UneeQ, a startup that counts Salesforce's former head of AI as an investor, has a free new tool that aims to make building virtual humans to answer questions as easy as creating a website
- The startup UneeQ has created a website that lets anyone build one of their digital humans for free and start talking to it.
- The new site is a sign of the growing access to conversational artificial intelligence and highly realistic on-screen personas — making a conversation with a chatbot just that much more personal.
- UneeQ previously built a digital twin of a famous Swiss banker the investment bank UBS let clients engage with. It also counts BMW and Vodaphone as clients.
- UneeQ's CEO says digital humans can be easier to talk to about delicate subjects, such as mental health.
- Visit Business Insider's homepage for more stories.
A startup that makes highly realistic on-screen human personas – including a digital twin of a famous Swiss banker – has created a platform where anyone can create a digital human and talk to it for free.
The new site is an example of the growing affordability of conversational artificial intelligence and digital humans – a way to make interacting with software a little more personal.
UneeQ has been working on digital humans – the hyper-realistic on-screen robots that look and act like humans – since 2010. The firm has worked with BMW, Vodaphone, and top banks in New Zealand to set up the digital humans as customer service helpers, giving a persona to the chatbots that have previously often been simply a box to type into.
UneeQ has raised $11 million in venture capital, and boasts an artificial intelligence heavyweight — Salesforce's former head of AI, Richard Soucher — as an investor. A $5 million bridge round is coming soon, Tomsett says, and a Series B round is expected next year. The company has small offices in New Zealand, Austin, and San Francisco.

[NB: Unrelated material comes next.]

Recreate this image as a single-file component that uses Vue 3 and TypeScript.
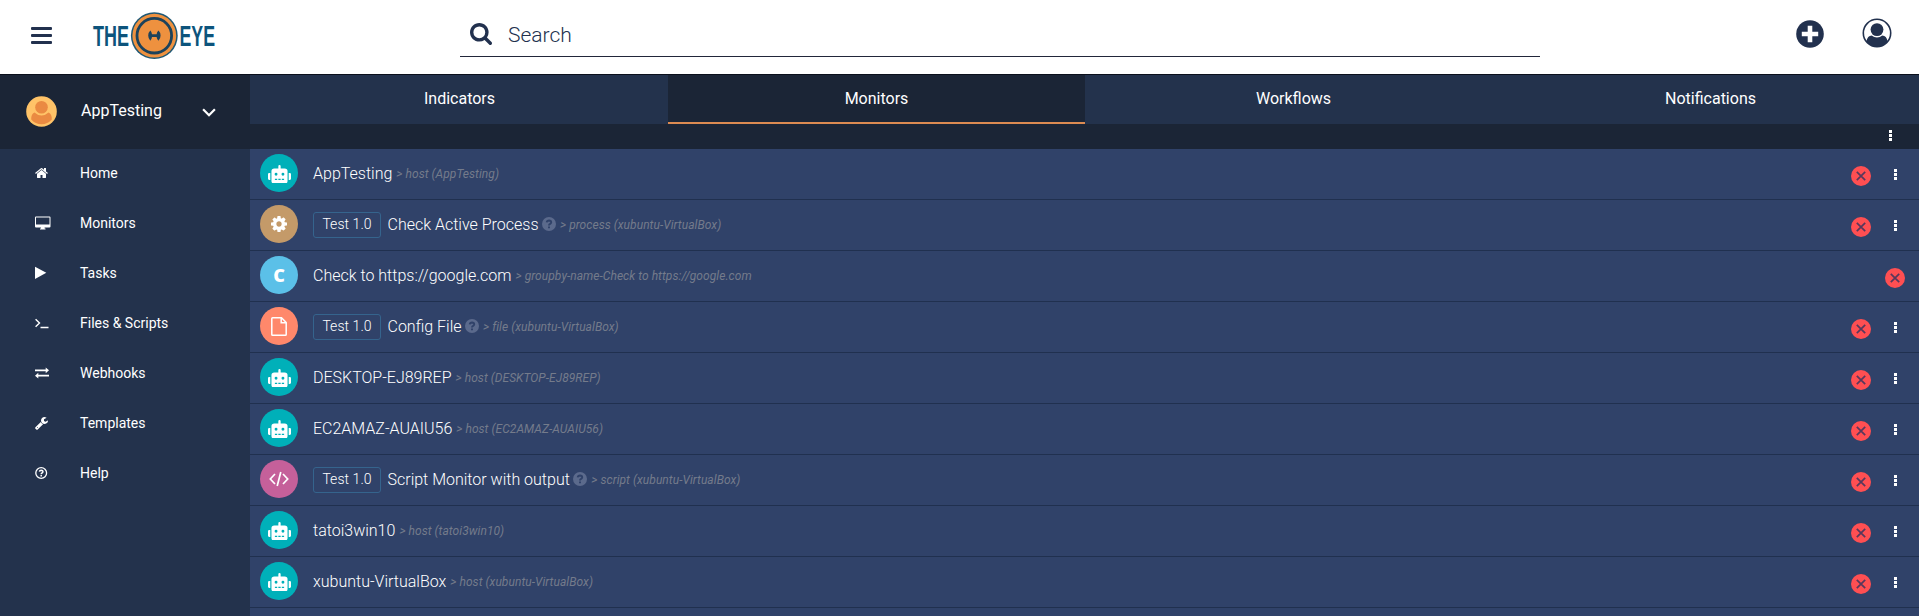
<script setup lang="ts">
type Kind = 'host' | 'process' | 'group' | 'file' | 'script'
interface Monitor {
  name: string
  meta: string
  kind: Kind
  tag?: string
  help?: boolean
}

const menu = ['Home', 'Monitors', 'Tasks', 'Files & Scripts', 'Webhooks', 'Templates', 'Help']
const tabs = ['Indicators', 'Monitors', 'Workflows', 'Notifications']
const activeTab = 'Monitors'

const monitors: Monitor[] = [
  { name: 'AppTesting', meta: '> host (AppTesting)', kind: 'host' },
  { name: 'Check Active Process', meta: '> process (xubuntu-VirtualBox)', kind: 'process', tag: 'Test 1.0', help: true },
  { name: 'Check to https://google.com', meta: '> groupby-name-Check to https://google.com', kind: 'group' },
  { name: 'Config File', meta: '> file (xubuntu-VirtualBox)', kind: 'file', tag: 'Test 1.0', help: true },
  { name: 'DESKTOP-EJ89REP', meta: '> host (DESKTOP-EJ89REP)', kind: 'host' },
  { name: 'EC2AMAZ-AUAIU56', meta: '> host (EC2AMAZ-AUAIU56)', kind: 'host' },
  { name: 'Script Monitor with output', meta: '> script (xubuntu-VirtualBox)', kind: 'script', tag: 'Test 1.0', help: true },
  { name: 'tatoi3win10', meta: '> host (tatoi3win10)', kind: 'host' },
  { name: 'xubuntu-VirtualBox', meta: '> host (xubuntu-VirtualBox)', kind: 'host' },
]
</script>

<template>
  <div class="app">
    <header class="header">
      <div class="burger"><i></i><i></i><i></i></div>
      <svg class="logo" width="132" height="48" viewBox="0 0 132 48">
        <g class="logo-text">
          <text x="1" y="33.6" textLength="36" lengthAdjust="spacingAndGlyphs">THE</text>
          <text x="87.5" y="33.6" textLength="35.5" lengthAdjust="spacingAndGlyphs">EYE</text>
        </g>
        <circle cx="62.3" cy="23.7" r="23.4" fill="#1f5875" />
        <circle cx="62.3" cy="23.7" r="21.9" fill="#ee913f" />
        <circle cx="62.3" cy="23.7" r="17.3" fill="none" stroke="#1c425b" stroke-width="2.8" />
        <path d="M58.3 18.5Q59.6 19.5 60 22.2H64.6Q65 19.5 66.5 18.5Q68.6 20.5 68.6 23.6Q68.6 26.7 66.5 28.7Q65 27.6 64.6 25H60Q59.6 27.6 58.3 28.7Q56.2 26.7 56.2 23.6Q56.2 20.5 58.3 18.5Z" fill="#1c425b" />
      </svg>
      <div class="search">
        <svg width="22" height="22" viewBox="64 128 1664 1664"><path fill="#22314e" d="M1216 832q0-185-131.5-316.5t-316.5-131.5-316.5 131.5-131.5 316.5 131.5 316.5 316.5 131.5 316.5-131.5 131.5-316.5zm512 832q0 52-38 90t-90 38q-54 0-90-38l-343-342q-179 124-399 124-143 0-273.5-55.5t-225-150-150-225-55.5-273.5 55.5-273.5 150-225 225-150 273.5-55.5 273.5 55.5 225 150 150 225 55.5 273.5q0 220-124 399l343 343q37 37 37 90z" /></svg>
        <span>Search</span>
      </div>
      <svg class="add" width="28" height="28" viewBox="0 0 28 28">
        <circle cx="14" cy="14" r="13.8" fill="#22314e" />
        <path d="M14 5.8V22.2M5.8 14H22.2" stroke="#fff" stroke-width="4.6" stroke-linejoin="round" />
      </svg>
      <svg class="user" width="30" height="30" viewBox="0 0 30 30">
        <circle cx="15" cy="15" r="13.7" fill="#fff" stroke="#22314e" stroke-width="1.6" />
        <circle cx="15" cy="11.6" r="6.4" fill="#22314e" />
        <path d="M4.3 23.5Q5.5 17.5 9.7 17.4Q12 19.4 15 19.4Q18 19.4 20.3 17.4Q24.5 17.5 25.7 23.5Q21 29 15 29Q9 29 4.3 23.5Z" fill="#22314e" />
      </svg>
    </header>

    <div class="body">
      <aside class="sidebar">
        <div class="account">
          <svg width="31" height="31" viewBox="0 0 31 31">
            <circle cx="15.5" cy="15.5" r="15.3" fill="#ffc368" />
            <circle cx="15.5" cy="11.2" r="6.3" fill="#ea8a42" />
            <path d="M5.2 23.5Q5 18.3 8.5 16.6Q11.5 19.5 15.5 19.5Q19.5 19.5 22.5 16.6Q26 18.3 25.8 23.5Q21.5 28.3 15.5 28.3Q9.5 28.3 5.2 23.5Z" fill="#ea8a42" />
          </svg>
          <span class="account-name">AppTesting</span>
          <svg class="chevron" width="14" height="9" viewBox="0 0 14 9"><path d="M1.1 1.2L7 7.2L12.9 1.2" fill="none" stroke="#fff" stroke-width="2.2" /></svg>
        </div>
        <nav>
          <a v-for="item in menu" :key="item" class="item">
            <span class="item-icon">
              <svg v-if="item === 'Home'" width="14" height="14" viewBox="64 0 1792 1792"><path fill="#fff" d="M1472 992v480q0 26-19 45t-45 19h-384v-384h-256v384h-384q-26 0-45-19t-19-45v-480q0-1 .5-3t.5-3l575-474 575 474q1 2 1 6zm223-69l-62 74q-8 9-21 11h-3q-13 0-21-7l-692-577-692 577q-12 8-24 7-13-2-21-11l-62-74q-8-10-7-23.5t11-21.5l719-599q32-26 76-26t76 26l244 204v-195q0-14 9-23t23-9h192q14 0 23 9t9 23v408l219 182q10 8 11 21.5t-7 23.5z" /></svg>
              <svg v-else-if="item === 'Monitors'" width="16" height="14" viewBox="0 0 16 14"><path fill="#fff" fill-rule="evenodd" d="M1 .5H14.5Q15.5.5 15.5 1.5V10.5Q15.5 11.5 14.5 11.5H9.6V12.5H10.5V13.5H5V12.5H5.9V11.5H1Q0 11.5 0 10.5V1.5Q0 .5 1 .5ZM1 1.5V8.5H14.5V1.5Z" /></svg>
              <svg v-else-if="item === 'Tasks'" width="12" height="14" viewBox="0 0 12 14"><path fill="#fff" d="M0 .8L11.3 6.8L0 13Z" /></svg>
              <svg v-else-if="item === 'Files & Scripts'" width="14" height="14" viewBox="0 0 14 14"><path fill="none" stroke="#fff" stroke-width="1.4" d="M.6 3.2L4.5 7L.6 10.8M5.5 11.5H13.5" /></svg>
              <svg v-else-if="item === 'Webhooks'" width="14" height="14" viewBox="0 0 14 14"><path fill="#fff" d="M0 3.4H10.7V1.4L14 4.3L10.7 7.2V5.2H0ZM14 8.7H3.3V6.8L0 9.7L3.3 12.5V10.5H14Z" /></svg>
              <svg v-else-if="item === 'Templates'" width="14" height="14" viewBox="64 0 1792 1792"><path fill="#fff" d="M448 1472q0-26-19-45t-45-19-45 19-19 45 19 45 45 19 45-19 19-45zm644-420l-682 682q-37 37-90 37-52 0-91-37l-106-108q-38-36-38-90 0-53 38-91l681-681q39 98 114.5 173.5t173.5 114.5zm634-435q0 39-23 106-47 134-164.5 217.5t-258.5 83.5q-185 0-316.5-131.5t-131.5-316.5 131.5-316.5 316.5-131.5q58 0 121.5 16.5t107.5 46.5q16 11 16 28t-16 28l-293 169v224l193 107q5-3 79-48.5t135.5-81 70.5-35.5q15 0 23.5 10t8.5 25z" /></svg>
              <svg v-else width="14" height="14" viewBox="0 0 14 14"><circle cx="6.2" cy="7" r="5.4" fill="none" stroke="#fff" stroke-width="1.3" /><path d="M4.4 5.7Q4.7 4.3 6.2 4.3Q8 4.4 8 5.7Q7.9 6.5 7 7Q6.2 7.4 6.2 8.2M6.2 8.9V10.4" fill="none" stroke="#fff" stroke-width="1.5" /></svg>
            </span>
            <span>{{ item }}</span>
          </a>
        </nav>
      </aside>

      <main class="main">
        <div class="tabs">
          <div v-for="tab in tabs" :key="tab" class="tab" :class="{ active: tab === activeTab }">{{ tab }}</div>
        </div>
        <div class="toolbar"><span class="dots"><i></i><i></i><i></i></span></div>
        <section class="list">
          <div v-for="m in monitors" :key="m.name" class="row">
            <div class="badge" :class="m.kind">
              <svg v-if="m.kind === 'host'" class="robot" width="23" height="18.4" viewBox="0 0 640 512"><path fill="#fff" d="M32,224H64V416H32A31.96,31.96,0,0,1,0,384V256A31.96,31.96,0,0,1,32,224Zm512-48V448a64.06,64.06,0,0,1-64,64H160a64.06,64.06,0,0,1-64-64V176a79.97,79.97,0,0,1,80-80H288V32a32,32,0,0,1,64,0V96H464A79.97,79.97,0,0,1,544,176ZM264,256a40,40,0,1,0-40,40A39.997,39.997,0,0,0,264,256Zm-8,128H192v32h64Zm96,0H288v32h64ZM456,256a40,40,0,1,0-40,40A39.997,39.997,0,0,0,456,256Zm-8,128H384v32h64ZM640,256V384a31.96,31.96,0,0,1-32,32H576V224h32A31.96,31.96,0,0,1,640,256Z" /></svg>
              <svg v-else-if="m.kind === 'process'" width="16" height="16" viewBox="128 128 1536 1536"><path fill="#fff" d="M1152 896q0-106-75-181t-181-75-181 75-75 181 75 181 181 75 181-75 75-181zm512-109v222q0 12-8 23t-20 13l-185 28q-19 54-39 91 35 50 107 138 10 12 10 25t-9 23q-27 37-99 108t-94 71q-12 0-26-9l-138-108q-44 23-91 38-16 136-29 186-7 28-36 28h-222q-14 0-24.5-8.5t-11.5-21.5l-28-184q-49-16-90-37l-141 107q-10 9-25 9-14 0-25-11-126-114-165-168-7-10-7-23 0-12 8-23 15-21 51-66.5t54-70.5q-27-50-41-99l-183-27q-13-2-21-12.5t-8-23.5v-222q0-12 8-23t19-13l186-28q14-46 39-92-40-57-107-138-10-12-10-24 0-10 9-23 26-36 98.5-107.5t94.5-71.5q13 0 26 10l138 107q44-23 91-38 16-136 29-186 7-28 36-28h222q14 0 24.5 8.5t11.5 21.5l28 184q49 16 90 37l142-107q9-9 24-9 13 0 25 10 129 119 165 170 7 8 7 22 0 12-8 23-15 21-51 66.5t-54 70.5q26 50 41 98l183 28q13 2 21 12.5t8 23.5z" /></svg>
              <span v-else-if="m.kind === 'group'">C</span>
              <svg v-else-if="m.kind === 'file'" width="16" height="19" viewBox="0 0 16 19"><path d="M.8 1.6Q.8.8 1.6.8H10.5L15.2 5.5V17.4Q15.2 18.2 14.4 18.2H1.6Q.8 18.2.8 17.4ZM10.2.8V5.8H15.2" fill="none" stroke="#fff" stroke-width="1.5" /></svg>
              <svg v-else width="20" height="16" viewBox="0 0 20 16"><path d="M6 3L1.3 8L6 13M14 3L18.7 8L14 13M11.8 1L8.2 15" fill="none" stroke="#fff" stroke-width="1.7" /></svg>
            </div>
            <div class="text">
              <span v-if="m.tag" class="tag">{{ m.tag }}</span>
              <span class="name">{{ m.name }}</span>
              <svg v-if="m.help" class="help" width="14" height="14" viewBox="0 0 14 14"><circle cx="7" cy="7" r="7" fill="#5b6a8c" /><path d="M4.7 5.4Q5 3.5 7 3.5Q9.2 3.6 9.2 5.3Q9.1 6.3 8.1 6.9Q7 7.5 7 8.5M7 9.4V11.2" fill="none" stroke="#304269" stroke-width="1.9" /></svg>
              <span class="meta">{{ m.meta }}</span>
            </div>
            <svg class="fail" width="20" height="20" viewBox="0 0 20 20"><circle cx="10" cy="10" r="10" fill="#ff4f52" /><path d="M5.8 5.8L14.2 14.2M14.2 5.8L5.8 14.2" stroke="#58385c" stroke-width="1.7" /></svg>
            <span v-if="m.kind !== 'group'" class="dots"><i></i><i></i><i></i></span>
          </div>
        </section>
      </main>
    </div>
  </div>
</template>

<style>
body {
  margin: 0;
  overflow: hidden;
}
</style>

<style scoped>
.app {
  height: 616px;
  display: flex;
  flex-direction: column;
  overflow: hidden;
  font-family: Roboto, "Liberation Sans", sans-serif;
  color: #fff;
}
.header {
  flex: none;
  box-sizing: border-box;
  height: 75px;
  display: flex;
  align-items: flex-start;
  background: #fff;
  border-bottom: 1px solid #0b101c;
}
.burger {
  margin: 27px 0 0 31px;
  width: 21px;
  display: flex;
  flex-direction: column;
  gap: 4px;
}
.burger i {
  height: 3px;
  border-radius: 1px;
  background: #22314e;
}
.logo {
  margin: 12px 0 0 40px;
  overflow: visible;
}
.logo-text {
  font: bold 30px "Liberation Sans", sans-serif;
  fill: #0d547c;
}
.search {
  box-sizing: border-box;
  width: 1080px;
  height: 57px;
  margin-left: 236px;
  padding-left: 10px;
  display: flex;
  border-bottom: 1px solid #22273a;
}
.search svg {
  margin-top: 23px;
}
.search span {
  margin: 23px 0 0 16px;
  font-size: 21px;
  font-weight: 300;
  line-height: 24px;
  color: #22314e;
}
.add {
  margin: 20px 0 0 256px;
}
.user {
  margin: 18px 0 0 37.5px;
}
.body {
  flex: 1;
  min-height: 0;
  display: flex;
}
.sidebar {
  width: 250px;
  flex: none;
  background: #23324c;
}
.account {
  box-sizing: border-box;
  height: 74px;
  padding: 0 0 2px 25.5px;
  display: flex;
  align-items: center;
  background: #1b2536;
}
.account > svg {
  flex: none;
}
.account-name {
  width: 121px;
  margin: 0 0 1px 24.5px;
  font-size: 16px;
}
.chevron {
  margin-top: 2px;
}
.item {
  height: 50px;
  margin-top: -1px;
  margin-bottom: 1px;
  padding-left: 35px;
  display: flex;
  align-items: center;
  font-size: 14px;
}
.item-icon {
  width: 45px;
  height: 14px;
}
.item-icon svg {
  display: block;
}
.main {
  flex: 1;
  min-width: 0;
  display: flex;
  flex-direction: column;
  background: #304269;
}
.tabs {
  flex: none;
  height: 49px;
  padding-left: 1px;
  display: grid;
  grid-template-columns: repeat(4, 1fr);
  background: #23324c;
}
.tab {
  box-sizing: border-box;
  text-align: center;
  font-size: 16px;
  line-height: 47px;
}
.tab.active {
  background: #1b2536;
  border-bottom: 3px solid #dc8b52;
}
.toolbar {
  flex: none;
  box-sizing: border-box;
  height: 25px;
  display: flex;
  justify-content: flex-end;
  padding: 6px 27px 0 0;
  background: #1b2536;
}
.dots {
  display: flex;
  flex-direction: column;
  gap: 1px;
}
.dots i {
  width: 3px;
  height: 3px;
  background: #fff;
}
.row {
  box-sizing: border-box;
  height: 51px;
  padding: 0 22px 0 10px;
  display: flex;
  align-items: flex-start;
  border-bottom: 1px solid #20304f;
}
.badge {
  width: 38px;
  height: 38px;
  margin-top: 5px;
  border-radius: 50%;
  display: flex;
  align-items: center;
  justify-content: center;
  font: 800 18px "Open Sans", sans-serif;
}
.robot {
  margin: 2px 0 0 1px;
}
.host { background: #00b0b9; }
.process { background: #c49a69; }
.group { background: #5bc0e8; }
.file { background: #ff886b; }
.script { background: #c5609a; }
.text {
  flex: 1;
  height: 48px;
  margin-left: 15px;
  display: flex;
  align-items: center;
  white-space: nowrap;
}
.tag {
  box-sizing: border-box;
  width: 68px;
  height: 26px;
  margin: 2px 6.5px 0 0;
  border: 1px solid #35648d;
  border-radius: 3px;
  text-align: center;
  font-size: 14px;
  font-weight: 300;
  letter-spacing: 0.05px;
  line-height: 23px;
}
.name {
  font-size: 16px;
  font-weight: 300;
}
.help {
  margin: -1px 0 0 3.5px;
}
.meta {
  margin: 2px 0 0 4px;
  font-size: 12px;
  font-style: italic;
  letter-spacing: 0.05px;
  color: #747b8b;
}
.fail {
  margin-top: 17px;
}
.row .dots {
  margin: 20px 0 0 23px;
}
.row:has(.group) {
  padding-right: 14px;
}
</style>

"This is a giant leap forward in conversational AI," says Danny Tomsett, founder and CEO of UneeQ. The company's digital human creator website "eliminates a complex, multimillion-dollar barrier-to-entry," he says, and compares it to the way Squarespace has helped companies to easily build websites.
The conversational AI market brought in $4 billion last year, according to Adroit Market Research, and is expected to grow 30% annually until 2025.
'Judgment actually comes in hand-in-hand with human conversation'
The point of having a digital human that can answer customer questions is "to create a human connection and better online experience," Tomsett tells Business Insider.
Some might say a highly realistic persona is still not a human, but Tomsett says digital humans actually have some advantages over the real McCoys. "Judgment actually comes hand-in-hand with human conversation, and with virtual humans we see a distinct advantage there."
In one case, Swiss investment bank UBS built a UneeQ digital human double of its chief economist, Daniel Kalt, that meets with clients. "He's a well-known individual in Switzerland and so they wanted to recreate him and make him available for anyone for financial advice so we recreated him," says Tomsett.
UneeQ Creator, the startup's new website, allows anyone to create a persona based on UneeQ's stock of nine diverse young men and women digital humans. The free trial allows anyone to bring one of the personas to life and have a conversation with it.
Companies that are impressed with the demo can connect the persona to their existing chatbot to integrate their natural language processing software. UneeQ says its platform integrates with major cloud platforms including Amazon Web Services Lex, Microsoft Bot Framework, IBM Watson Assistant, and others.
The free demo digital humans and $900-a-month versions are "off the rack" pre-made personas UneeQ sells, but more expensive versions are customizable.
In what the company says is a good example of the potential for the technology, legendary New Zealand rugby player Sir John Kirwan has used a UneeQ persona in a program to help people discuss depression.
"For many people struggling with their mental health, going to see a specialist comes with fear of the unknown, anxiety or is difficult due to a lack of finances," Kirwan said in a previous interview about the UneeQ platform.
UneeQ isn't the only one chasing this idea: In May, Japanese tech giant NTT announced new labs in Silicon Valley where it will build hyper-realistic digital twins of people for medical research. Those digital humans will be exact digital replicas of people for research purposes.